To see why the common value is $2 r$, note that when the triangle is inscribed in its circumcircle of radius $r$, the inscribed angle theorem implies that the chord of length $a$ subtends a central angle of $2 \alpha$. The relationship between a chord and the radius of the circle then gives $a = 2 r sin ( \alpha )$, from which $a / sin ( \alpha ) = 2 r$. The same holds for the other two sides by symmetry.
The law of sines is often used in conjunction with the law of cosines, which provides a complementary approach to solving triangles when different combinations of sides and angles are known.
Example 1
Consider a triangle in which $\alpha = 40^{\circ}$, $\beta = 65^{\circ}$ and $a = 10$. The goal is to determine the length of side $b$, which lies opposite to $\beta .$ Since the interior angles of any triangle sum to $180^{\circ}$, the third angle is $\gamma = 180^{\circ} - 40^{\circ} - 65^{\circ} = 75^{\circ}$. Applying the law of sines to the pair involving $a$ and $b$ gives:
\[\frac{10}{sin 40^{\circ}} = \frac{b}{sin 65^{\circ}}\]Multiplying both sides by $sin 65^{\circ}$ isolates $b$:
\[b = \frac{10 \cdot sin 65^{\circ}}{sin 40^{\circ}} = \frac{10 \cdot 0.9063}{0.6428} \approx 14.1\]The length of side $b$ is approximately $14.1$ units.
The ambiguous case
In the Side-Side-Angle (SSA) configuration, where two sides $a$ and $b$ and an angle $\alpha$ opposite to one of them are given, the law of sines does not necessarily determine a unique triangle.

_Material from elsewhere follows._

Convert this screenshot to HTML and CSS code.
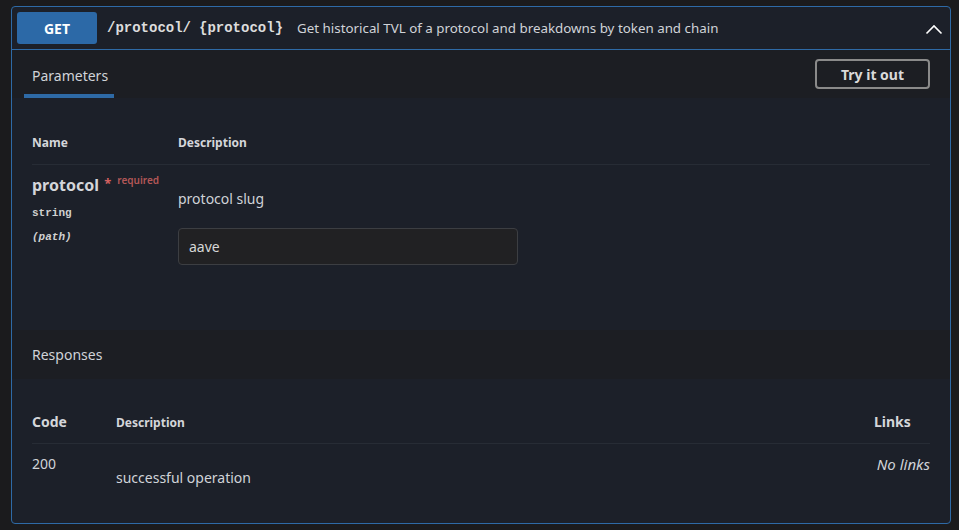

Isolating $sin ( \beta )$ from the proportion yields:
\[sin ( \beta ) = \frac{b sin ( \alpha )}{a}\]Since the sine function satisfies $sin ( \theta ) = sin ( 180^{\circ} - \theta )$ for every $\theta \in ( 0^{\circ} , 180^{\circ} )$, this value may correspond to two distinct angles, $\beta$ and $180^{\circ} - \beta$. Whether neither, one, or both of these yield a valid triangle depends on the relative magnitudes of $a$, $b$, and the altitude from the vertex opposite to $c$. Each candidate value of $\beta$ must therefore be examined individually to verify that the resulting angles sum to less than $180^{\circ}$ and that all sides are positive.
Example 2
Consider a triangle in which $\alpha = 35^{\circ}$, $a = 7$ and $b = 10$. The goal is to determine all possible values of angle $\beta$ and, for each, the corresponding triangle. Applying the law of sines to isolate $sin ( \beta )$ gives:
\[sin ( \beta ) & = \frac{b sin ( \alpha )}{a} \\ & = \frac{10 \cdot sin 35^{\circ}}{7} \\ & = \frac{10 \cdot 0.5736}{7} \\ & \approx 0.8194\]Since $0 < 0.8194 < 1$, the equation $sin ( \beta ) = 0.8194$ admits two solutions in $( 0^{\circ} , 180^{\circ} )$:
\[\beta_{1} & = arcsin ( 0.8194 ) \approx 55.0^{\circ} \\ \beta_{2} & = 180^{\circ} - 55.0^{\circ} = 125.0^{\circ}\]Each value must be checked against the constraint that all three angles sum to $180^{\circ}$. For $\beta_{1} = 55.0^{\circ}$, the third angle is: \(\gamma_{1} = 180^{\circ} - 35^{\circ} - 55^{\circ} = 90^{\circ}\)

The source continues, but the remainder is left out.